整形外科 VS 接骨院
整形外科がなかった時代、接骨院は骨折・脱臼・捻挫など筋骨格の外傷に関して全て診て、治療してきた。
しかし、整形外科ができて、これらの筋骨格の外傷は整形外科が治療するようになった。
接骨院でも外傷の診断と施術はできるが、レントゲンや薬を使うここはできないし、もちろん手術もできない。
そのうえ骨折・脱臼の施術は医師の同意が無ければ認められない。
患者さんにしてみれば、どちらを選ぶかは明白であろう。
自分の骨がどうなっているのか?
まず、レントゲンかMRIで調べてもらい、必要とあらば手術もしてもらいたいし、薬も出してもらいたいと思う。
それが当然だ。
もはや、外傷に関しては、世間一般では整形外科に行くのが常識となっている。
しかし、接骨院では、外傷の診断施術は認められてはいるが、それ以外の慢性的な痛みに対する施術は行ってはいけないという法律になっている。
外傷以外の施術、たとえば、数年前から腰の調子が悪いとか、肩が上がらないとか、肩がこっているとか、そういう症状に対しては、保険を適用してはならない。
それを保険で施術した場合、虚偽の保険請求となって、法律違反となる。
もし、それらの慢性的な症状を施術するのであれば、保険外、実費で施術しなければならない。

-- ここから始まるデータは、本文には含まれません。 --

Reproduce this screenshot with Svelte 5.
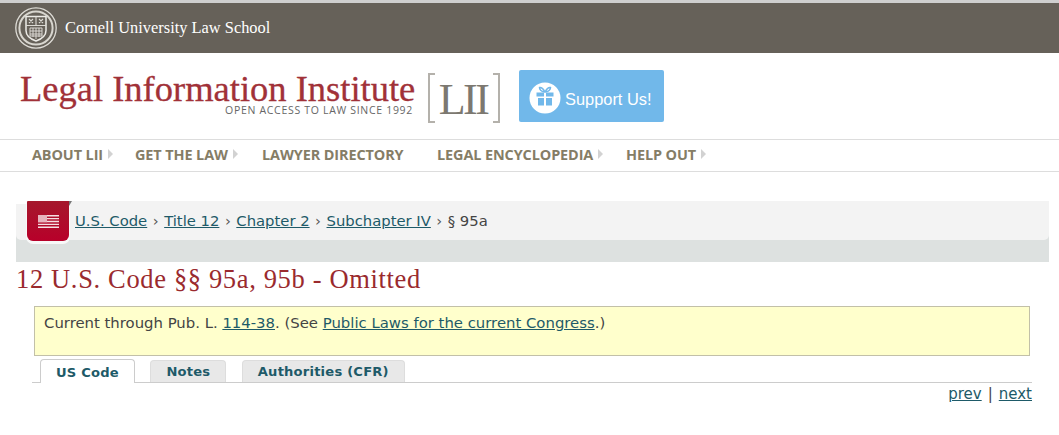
<script>
  const nav = [
    { label: 'ABOUT LII', arrow: true, w: 103 },
    { label: 'GET THE LAW', arrow: true, w: 127 },
    { label: 'LAWYER DIRECTORY', arrow: false, w: 175 },
    { label: 'LEGAL ENCYCLOPEDIA', arrow: true, w: 189 },
    { label: 'HELP OUT', arrow: true, w: 90 }
  ];
  const crumbs = ['U.S. Code', 'Title 12', 'Chapter 2', 'Subchapter IV'];
  const tabs = [
    { label: 'US Code', active: true },
    { label: 'Notes', active: false },
    { label: 'Authorities (CFR)', active: false }
  ];
</script>

<div class="page">
  <header class="cornell">
    <svg class="seal" width="42" height="42" viewBox="0 0 42 42" aria-hidden="true">
      <circle cx="21" cy="21" r="20.2" fill="none" stroke="#dedcd6" stroke-width="1.3" />
      <circle cx="21" cy="21" r="16.6" fill="none" stroke="#d8d6cf" stroke-width="2" />
      <path d="M11 9.500h20v14q0 7-10 10.500q-10-3.500-10-10.500z" fill="none" stroke="#ecebe6" stroke-width="1.500" />
      <path d="M11 18.500h20M21 9.500v9M14 12l4 4M18 12l-4 4M24 12l4 4M28 12l-4 4" fill="none" stroke="#dcdad4" stroke-width="1.100" />
      <path d="M15 21h12v8h-12zM18 21v9M21 21v11M24 21v9M15 24h12M15 27h12" fill="none" stroke="#e4e2dc" stroke-width="0.900" />
    </svg>
    <span>Cornell University Law School</span>
  </header>

  <div class="brand">
    <div class="wordmark">
      <div class="lii-name">Legal Information Institute</div>
      <div class="tagline">OPEN ACCESS TO LAW SINCE 1992</div>
    </div>
    <div class="bracket"><span>LII</span></div>
    <div class="support">
      <svg width="32" height="32" viewBox="0 0 32 32" aria-hidden="true">
        <circle cx="16" cy="16" r="15.500" fill="#fff" />
        <path d="M7.500 10.500h7.500v4H7.500zM17 10.500h7.500v4H17zM9 16h6v7.500H9zM17 16h6v7.500h-6z" fill="#71b8ea" />
        <path d="M15.500 10C13 9.500 10.500 8 10.500 5.500 12.500 5 15 7.500 15.800 10zM16.500 10C19 9.500 21.500 8 21.500 5.500 19.500 5 17 7.500 16.200 10z" fill="none" stroke="#71b8ea" stroke-width="1.500" />
      </svg>
      <span>Support Us!</span>
    </div>
  </div>

  <nav class="mainnav">
    {#each nav as item}
      <div class="navitem" style="width:{item.w}px">
        <span>{item.label}</span>
        {#if item.arrow}<i class="arrow"></i>{/if}
      </div>
    {/each}
  </nav>

  <div class="crumbwrap">
    <div class="crumbs">
      {#each crumbs as c}<a href="#top">{c}</a><span class="sep">›</span>{/each}<span>§ 95a</span>
    </div>
    <div class="flag">
      <svg width="21" height="13" viewBox="0 0 21 13" aria-hidden="true">
        <path d="M0 0h21v1.400H0zM0 2.900h21v1.400H0zM0 5.800h21v1.400H0zM0 8.700h21v1.400H0zM0 11.600h21V13H0z" fill="#f5dfe2" />
        <rect x="0" y="0" width="9" height="7.200" fill="#e6b4bd" />
      </svg>
    </div>
  </div>

  <h1>12 U.S. Code §§ 95a, 95b - Omitted</h1>

  <div class="notice">Current through Pub. L. <a href="#top">114-38</a>. (See <a href="#top">Public Laws for the current Congress</a>.)</div>

  <div class="tabs">
    {#each tabs as t}
      <div class="tab" class:active={t.active}>{t.label}</div>
    {/each}
  </div>

  <div class="pager"><a href="#top">prev</a><span class="bar">|</span><a href="#top">next</a></div>
</div>

<style>
  :global(body) { margin: 0; background: #fff; }
  .page { width: 1059px; height: 435px; overflow: hidden; font-family: "DejaVu Sans", sans-serif; color: #444; font-size: 14px; }
  a { color: #1e5a68; text-decoration: underline; }

  .cornell { display: flex; align-items: center; gap: 8px; height: 50px; padding-left: 15px; background: #666159; border-top: 3px solid #cfcfcf; color: #fff; font-family: "Liberation Serif", serif; font-size: 16.4px; box-sizing: content-box; }
  .seal { flex: none; margin-top: -1px; }

  .brand { display: flex; align-items: flex-start; height: 86px; border-bottom: 1px solid #ddd; }
  .wordmark { width: 395px; margin: 20px 0 0 20px; }
  .lii-name { font-family: "Liberation Serif", serif; font-size: 36.5px; line-height: 32px; color: #a13138; white-space: nowrap; -webkit-text-stroke: 0.3px #a13138; }
  .tagline { margin: 0 2px 0 0; text-align: right; font-family: "Open Sans", sans-serif; font-size: 10.5px; line-height: 11px; letter-spacing: 0.69px; color: #666; white-space: nowrap; }
  .bracket { margin: 20px 0 0 13px; width: 72px; height: 50px; box-sizing: border-box; border: 2px solid #b4b1ab; display: flex; justify-content: center; align-items: center; position: relative; font-family: "Liberation Serif", serif; font-size: 44px; letter-spacing: -2.5px; color: #7c7870; }
  .bracket::before { content: ""; position: absolute; top: -2px; left: 5px; right: 5px; background: #fff; height: 50px; }
  .bracket span { position: relative; top: 1px; left: -1px; }
  .support { margin: 17px 0 0 19px; width: 145px; height: 52px; box-sizing: border-box; padding: 3px 0 0 10px; background: #71b8ea; border-radius: 2px; display: flex; align-items: center; gap: 4px; color: #fff; font-family: "Liberation Sans", sans-serif; font-size: 16.4px; }
  .support span { margin-top: 3px; }

  .mainnav { display: flex; box-sizing: border-box; padding: 0 0 3px 32px; border-bottom: 1px solid #ddd; height: 32px; align-items: center; }
  .navitem { display: flex; align-items: center; gap: 5px; color: #857d66; font-family: "Open Sans", sans-serif; font-weight: 700; font-size: 14.45px; letter-spacing: -0.1px; white-space: nowrap; }
  .arrow { width: 0; height: 0; border-left: 5px solid #d2d2d2; border-top: 5px solid transparent; border-bottom: 5px solid transparent; }

  .crumbwrap { position: relative; margin: 29px 10px 0 16px; height: 61px; background: #dde1e0; }
  .crumbs { height: 39px; box-sizing: border-box; padding-left: 59px; background: #f3f3f3; border-radius: 0 0 5px 5px; display: flex; align-items: center; white-space: pre; font-size: 14.8px; color: #444; }
  .sep { color: #555; margin: 0 5.5px; }
  .crumbwrap::before { content: ""; position: absolute; left: 0; top: 0; width: 11px; height: 3px; background: #fff; }
  .flag { position: absolute; left: 11px; top: 0; width: 42px; height: 40px; background: linear-gradient(#a5182c, #b8002a); border-radius: 1px 0 6px 6px; box-shadow: 0 2px 0 1px #f8f8f8; display: flex; align-items: center; justify-content: center; }
  .flag::after { content: ""; position: absolute; left: 100%; top: 0; border-left: 3px solid #777; border-bottom: 5px solid transparent; }

  h1 { margin: 1px 0 0 16px; font-family: "Liberation Serif", serif; font-weight: 400; font-size: 26.5px; letter-spacing: 0.65px; line-height: 32px; color: #9a2a2e; }

  .notice { margin: 11px 29px 0 34px; height: 50px; box-sizing: border-box; padding: 7px 9px; background: #ffffcc; border: 1px solid #c2c0a8; font-size: 14.87px; line-height: 18px; color: #444; }

  .tabs { display: flex; gap: 15.5px; margin: 1px 27px 0 32px; height: 26px; box-sizing: border-box; padding-left: 8px; border-bottom: 1px solid #ccc; align-items: flex-end; }
  .tab { height: 22px; box-sizing: border-box; padding: 0 15px; background: #e8e8e8; border: 1px solid #ddd; border-bottom: 0; border-radius: 4px 4px 0 0; color: #1e5a68; font-weight: 700; font-size: 13.1px; line-height: 22px; letter-spacing: 0.2px; }
  .tab.active { background: #fff; line-height: 25px; border-color: #ccc; margin-bottom: -1px; height: 24px; }

  .pager { margin: 1px 27px 0 0; text-align: right; font-size: 15px; line-height: 20px; color: #444; }
  .bar { margin: 0 6px; }
</style>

保険適応できる施術としては、電気をかけてマッサージをするくらいだ。
これでは、治りにくいから慢性痛になっているものを治せるわけがない。
カイロプラクテイックや整体の特殊技術が必要になる。
そのためにはその技術を学び、身に着けるための高額な授業料が必要になるし、保険治療よりも時間がかかる。
だから、保険適応で500円くらいで済んでる施術料が、5,000円~10,000円近くなってしまう。
これは患者さんの負担になる。
そのうえ、上記のように筋骨格系の外傷に関して患者さんをとられ、医師の許可なくして施術できないとなると、接骨院に来る患者さんは微々たるものになる。
それでは接骨院の経営は成り立たない。。
まともに外傷だけを診て施術していたら、生活がなりたたない、経営がなりたたないのだ。

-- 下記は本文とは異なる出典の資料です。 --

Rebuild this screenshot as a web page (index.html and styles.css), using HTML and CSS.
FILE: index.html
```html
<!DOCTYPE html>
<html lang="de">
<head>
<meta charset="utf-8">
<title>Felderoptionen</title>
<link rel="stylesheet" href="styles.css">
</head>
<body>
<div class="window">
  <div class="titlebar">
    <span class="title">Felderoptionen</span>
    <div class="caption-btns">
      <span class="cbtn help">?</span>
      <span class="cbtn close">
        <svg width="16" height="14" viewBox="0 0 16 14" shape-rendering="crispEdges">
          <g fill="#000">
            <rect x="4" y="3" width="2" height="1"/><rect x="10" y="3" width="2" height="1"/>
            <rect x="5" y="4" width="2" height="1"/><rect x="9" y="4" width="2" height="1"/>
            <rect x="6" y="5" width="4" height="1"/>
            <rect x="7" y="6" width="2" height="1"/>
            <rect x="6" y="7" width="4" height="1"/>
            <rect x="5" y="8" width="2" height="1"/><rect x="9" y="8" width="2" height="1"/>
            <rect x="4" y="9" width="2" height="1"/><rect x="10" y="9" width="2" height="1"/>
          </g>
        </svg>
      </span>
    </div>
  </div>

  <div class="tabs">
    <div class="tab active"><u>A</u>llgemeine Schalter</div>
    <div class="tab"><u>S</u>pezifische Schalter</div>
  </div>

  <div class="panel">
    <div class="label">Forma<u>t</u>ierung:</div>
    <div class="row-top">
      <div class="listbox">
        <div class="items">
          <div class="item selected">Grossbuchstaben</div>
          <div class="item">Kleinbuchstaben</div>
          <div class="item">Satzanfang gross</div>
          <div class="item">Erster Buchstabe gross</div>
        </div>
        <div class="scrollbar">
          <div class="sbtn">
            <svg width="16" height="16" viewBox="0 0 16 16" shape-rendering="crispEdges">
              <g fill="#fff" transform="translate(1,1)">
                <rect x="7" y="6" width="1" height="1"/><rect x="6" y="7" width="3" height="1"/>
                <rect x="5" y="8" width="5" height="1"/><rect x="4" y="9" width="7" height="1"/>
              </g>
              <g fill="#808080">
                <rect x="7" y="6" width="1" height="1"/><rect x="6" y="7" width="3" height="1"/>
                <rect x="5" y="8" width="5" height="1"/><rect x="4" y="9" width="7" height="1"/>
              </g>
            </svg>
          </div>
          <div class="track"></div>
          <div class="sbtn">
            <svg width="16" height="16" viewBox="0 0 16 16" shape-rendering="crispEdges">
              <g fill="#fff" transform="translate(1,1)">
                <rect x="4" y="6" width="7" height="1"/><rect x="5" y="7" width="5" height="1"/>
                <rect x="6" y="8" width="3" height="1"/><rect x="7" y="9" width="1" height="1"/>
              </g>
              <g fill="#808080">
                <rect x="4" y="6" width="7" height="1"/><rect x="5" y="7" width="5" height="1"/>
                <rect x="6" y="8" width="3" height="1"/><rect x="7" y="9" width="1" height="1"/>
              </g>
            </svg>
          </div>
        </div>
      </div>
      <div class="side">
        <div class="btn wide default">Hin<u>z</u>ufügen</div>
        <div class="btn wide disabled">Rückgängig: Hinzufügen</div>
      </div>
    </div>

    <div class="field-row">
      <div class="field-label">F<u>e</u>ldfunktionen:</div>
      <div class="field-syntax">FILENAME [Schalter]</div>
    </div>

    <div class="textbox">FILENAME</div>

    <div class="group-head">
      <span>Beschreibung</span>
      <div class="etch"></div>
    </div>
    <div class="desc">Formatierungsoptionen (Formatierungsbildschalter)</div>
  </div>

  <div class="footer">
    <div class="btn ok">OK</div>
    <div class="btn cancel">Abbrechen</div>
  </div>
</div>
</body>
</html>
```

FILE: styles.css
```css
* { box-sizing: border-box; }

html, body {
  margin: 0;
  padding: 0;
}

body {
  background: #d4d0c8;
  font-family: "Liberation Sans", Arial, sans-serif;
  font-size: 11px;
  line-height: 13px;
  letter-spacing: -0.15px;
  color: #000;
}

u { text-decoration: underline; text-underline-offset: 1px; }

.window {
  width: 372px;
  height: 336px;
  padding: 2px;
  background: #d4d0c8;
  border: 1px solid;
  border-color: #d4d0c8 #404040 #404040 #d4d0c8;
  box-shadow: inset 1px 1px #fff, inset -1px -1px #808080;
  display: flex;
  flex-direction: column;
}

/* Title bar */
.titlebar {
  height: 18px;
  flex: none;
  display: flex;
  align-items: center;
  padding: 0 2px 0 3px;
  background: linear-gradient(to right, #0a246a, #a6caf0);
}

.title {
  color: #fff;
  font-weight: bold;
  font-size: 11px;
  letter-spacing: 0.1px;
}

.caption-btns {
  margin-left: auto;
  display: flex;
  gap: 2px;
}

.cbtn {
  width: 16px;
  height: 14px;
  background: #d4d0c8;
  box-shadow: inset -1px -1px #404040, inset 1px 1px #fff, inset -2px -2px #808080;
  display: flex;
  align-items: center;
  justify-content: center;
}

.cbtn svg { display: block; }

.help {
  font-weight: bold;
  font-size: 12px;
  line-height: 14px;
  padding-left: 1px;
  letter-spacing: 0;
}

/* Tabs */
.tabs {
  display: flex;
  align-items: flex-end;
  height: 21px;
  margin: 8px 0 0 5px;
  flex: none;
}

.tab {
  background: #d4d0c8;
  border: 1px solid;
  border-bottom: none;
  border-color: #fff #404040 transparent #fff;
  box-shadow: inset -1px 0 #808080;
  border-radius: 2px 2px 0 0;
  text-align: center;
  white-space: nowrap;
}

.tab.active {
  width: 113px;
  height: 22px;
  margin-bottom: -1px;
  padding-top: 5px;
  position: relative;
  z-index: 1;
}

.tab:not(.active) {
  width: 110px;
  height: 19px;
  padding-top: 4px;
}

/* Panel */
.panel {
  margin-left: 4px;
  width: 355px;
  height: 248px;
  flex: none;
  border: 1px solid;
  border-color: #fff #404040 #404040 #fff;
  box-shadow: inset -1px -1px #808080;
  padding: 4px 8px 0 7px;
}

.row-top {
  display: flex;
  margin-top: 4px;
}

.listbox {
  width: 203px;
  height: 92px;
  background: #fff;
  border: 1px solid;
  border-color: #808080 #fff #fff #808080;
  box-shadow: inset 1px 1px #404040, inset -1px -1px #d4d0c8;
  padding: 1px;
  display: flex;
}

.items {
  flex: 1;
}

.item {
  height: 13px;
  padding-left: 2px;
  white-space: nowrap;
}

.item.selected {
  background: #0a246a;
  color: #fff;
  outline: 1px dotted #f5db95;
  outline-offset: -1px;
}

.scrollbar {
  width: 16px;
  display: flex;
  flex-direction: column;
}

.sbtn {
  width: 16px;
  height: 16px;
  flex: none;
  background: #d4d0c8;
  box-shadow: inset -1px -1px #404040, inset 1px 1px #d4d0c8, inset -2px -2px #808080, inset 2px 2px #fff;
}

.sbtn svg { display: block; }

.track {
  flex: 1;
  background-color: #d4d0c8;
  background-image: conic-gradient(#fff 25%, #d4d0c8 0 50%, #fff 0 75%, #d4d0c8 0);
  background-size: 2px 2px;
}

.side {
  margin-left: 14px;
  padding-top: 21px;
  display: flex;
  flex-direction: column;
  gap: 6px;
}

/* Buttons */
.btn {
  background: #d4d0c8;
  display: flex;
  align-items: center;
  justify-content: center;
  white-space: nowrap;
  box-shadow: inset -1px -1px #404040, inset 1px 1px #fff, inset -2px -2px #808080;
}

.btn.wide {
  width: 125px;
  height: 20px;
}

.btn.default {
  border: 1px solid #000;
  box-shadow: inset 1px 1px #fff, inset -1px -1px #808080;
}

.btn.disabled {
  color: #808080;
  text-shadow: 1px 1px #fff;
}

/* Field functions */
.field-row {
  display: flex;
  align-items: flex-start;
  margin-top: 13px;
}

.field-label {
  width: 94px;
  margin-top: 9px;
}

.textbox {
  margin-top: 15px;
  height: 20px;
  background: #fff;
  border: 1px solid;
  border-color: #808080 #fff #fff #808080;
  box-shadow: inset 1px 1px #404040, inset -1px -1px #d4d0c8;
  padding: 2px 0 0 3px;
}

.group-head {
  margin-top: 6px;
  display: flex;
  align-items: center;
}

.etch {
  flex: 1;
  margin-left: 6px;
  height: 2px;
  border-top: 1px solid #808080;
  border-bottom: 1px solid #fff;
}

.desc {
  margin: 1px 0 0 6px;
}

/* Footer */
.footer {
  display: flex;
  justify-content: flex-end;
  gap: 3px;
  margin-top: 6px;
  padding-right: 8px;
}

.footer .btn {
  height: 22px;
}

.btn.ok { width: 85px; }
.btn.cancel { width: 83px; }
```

だから、近年において外傷ではなく慢性痛を保険外で施術する接骨院が急増している。
慢性痛なら、我々柔道整復師の知識とカイロプラクテイックや整体の技術を合わせれば、充分に治すことができる。
慢性痛に関しては、整形外科よりも施術法を多く持っている。
多くの患者さんに適応できる。
整形外科ならば、レントゲンで異常が無ければ、痛み止めを出して「様子をみましょう」と言うだけで、いちいち筋肉の動きやバランス、骨格の歪みなど診ていられないだろう。一人一人の患者さんに時間をかけていられないからだ。
しかし我々は、やりようによっては、一人の患者さんに充分時間もかけられるし、丁寧に全体を診ることができる。
またそうしないと慢性痛は治らないからだ。
しかし、圧倒的に整形外科のほうが安い。
接骨院のほうも保険適応できれば安い。
しかし、外傷のみだ。
もう、接骨院としては、経営が成り立たない時代になっているのだ。
これからは、当院のように保険を全く使わない接骨院が増えてくるだろう。
しかし、その保険外の施術を500円でやっていたら、これも経営がなりたたない。
申し訳ないが患者さんご負担していただいている。
ご理解いただきたい。
将来的には、私の意見としては、整形外科が外傷を診て、接骨院が慢性痛を診る・・・・。
そして両方、保険が適応される。
この住みわけが一番良いと思う。
こうしないと、接骨院の不正請求、虚偽請求など、ますます多くなっていくだろう。